Now think about adding a few other techniques such as Knee strikes, Elbows, Savate style Low Kicks, and the Head Butt, and then training to the level I described above

I was thinking of Aaron Cohen's book (Brotherhood Of Warriors) and how they trained Krav Maga. Along with the aggression training, they started with just one technique - the left jab - and trained that thousands of times before adding the straight right. Then that combination thousands of times.

It is almost overwhelming to me to think of training just these simple technique to this extent.

We talked about "training a little, a lot", as a valid training concept. Doing 3-5 blows a day is certainly better than no blows, or doing a lot of reps once a month.

But, what if we trained 30-40 minutes a day in this intensive routine for 3-6 months? Think about how much better we would be. How much more confidence we would have in our skills.

Now, to this, lets add a a separate physical conditioning program: free weights, KB's, body weight (or a combination of these) that focuses on developing strength, agility, and total body power.

To that, add EOH and HOH conditioning on the brick and/or iron palm bag to develop these blows into real weapons.

Do visualization to develop the combat mindset, and what-if drills in daily life to hone tactics. Practice assuming a position of advantage on people in everyday life without them knowing what you are doing.

We might be thinking: "Who has time for all that"?

Exactly!

If we have not developed our foundation skills to the point where they need to be, why are we even thinking of training long-term complex skills?  IF, our goal is only protection from a street assault.

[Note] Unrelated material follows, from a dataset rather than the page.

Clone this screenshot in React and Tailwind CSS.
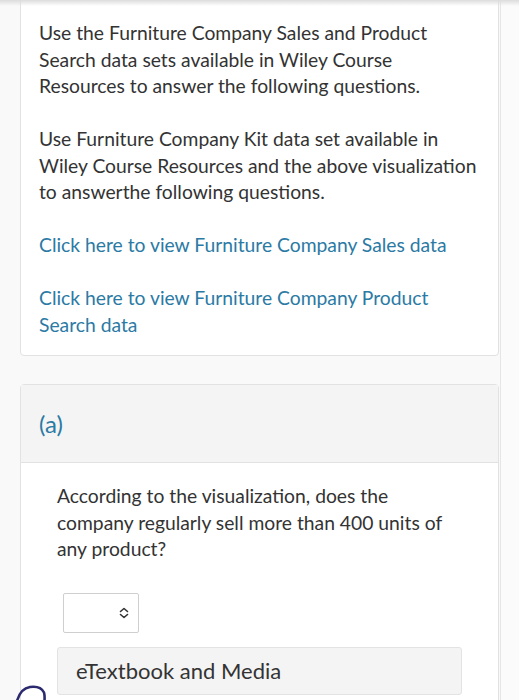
import React from "react";

export default function App() {
  const font = { fontFamily: "Lato, 'Noto Sans', sans-serif" };
  return (
    <div className="relative w-[519px] h-[700px] overflow-hidden bg-[#f9f9f9] text-[#333]" style={font}>
      <div className="absolute left-0 right-0 top-0 h-[6px] bg-gradient-to-b from-[#dcdcdc] to-transparent z-10" />
      <div className="absolute right-0 top-0 bottom-0 w-[19px] border-l border-[#e6e6e6] bg-[#fbfbfb]" />

      <div className="mx-[20px] -mt-[2px] bg-white border border-[#e2e2e2] rounded-[4px] pl-[18px] pr-[18px] pt-[21px] pb-[17px] text-[19.3px] leading-[26.5px]">
        <p>Use the Furniture Company Sales and Product Search data sets available in Wiley Course Resources to answer the following questions.</p>
        <p className="mt-[26.5px]">Use Furniture Company Kit data set available in Wiley Course Resources and the above visualization to answerthe following questions.</p>
        <p className="mt-[26.5px] text-[#2b7aa4]">Click here to view Furniture Company Sales data</p>
        <p className="mt-[26.5px] text-[#2b7aa4]">Click here to view Furniture Company Product Search data</p>
      </div>

      <div className="mx-[20px] mt-[28px] bg-white border border-[#e2e2e2] rounded-t-[4px] h-[400px]">
        <div className="h-[78px] bg-[#f4f4f4] border-b border-[#e2e2e2] flex items-center pl-[18px] text-[24px] text-[#2b7aa4]">
          (a)
        </div>
        <div className="px-[36px] pt-[20px]">
          <p className="text-[19.3px] leading-[26.5px]">
            According to the visualization, does the company regularly sell more than 400 units of any product?
          </p>
          <div className="mt-[30px] ml-[6px] w-[76px] h-[40px] border border-[#cfcfcf] rounded-[2px] bg-white flex items-center justify-end pr-[9px]">
            <svg width="10" height="12" viewBox="0 0 10 12" fill="none" stroke="#333" strokeWidth="1.6" strokeLinecap="round" strokeLinejoin="round">
              <path d="M1.5 4.5 L5 1.5 L8.5 4.5" />
              <path d="M1.5 7.5 L5 10.5 L8.5 7.5" />
            </svg>
          </div>
          <div className="mt-[14px] h-[48px] bg-[#f4f4f4] border border-[#e3e3e3] rounded-[3px] flex items-center pl-[18px] text-[22px] text-[#333]">
            eTextbook and Media
          </div>
        </div>
      </div>

      <svg className="absolute left-0 top-[680px]" width="60" height="20" viewBox="0 680 60 20" fill="none">
        <path d="M17 701 C 19 694, 23 688, 30 687 C 37 686, 42 688.5, 44 692.5 C 45 696, 44.5 699, 44.5 701" stroke="#2c2a6e" strokeWidth="2.6" strokeLinecap="round" />
      </svg>
    </div>
  );
}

There are many good reasons to train long-term complex skills. They are fun, and provide good exercise. They also provide some supplementary benefits to our foundation unarmed combat skills. But if real life self-defense is your primary goal, then I believe our training focus should be on just that.

Carl Cestari: "A student of close-combat trains just that. Close Combat".

Just empty words, though, without doing the work.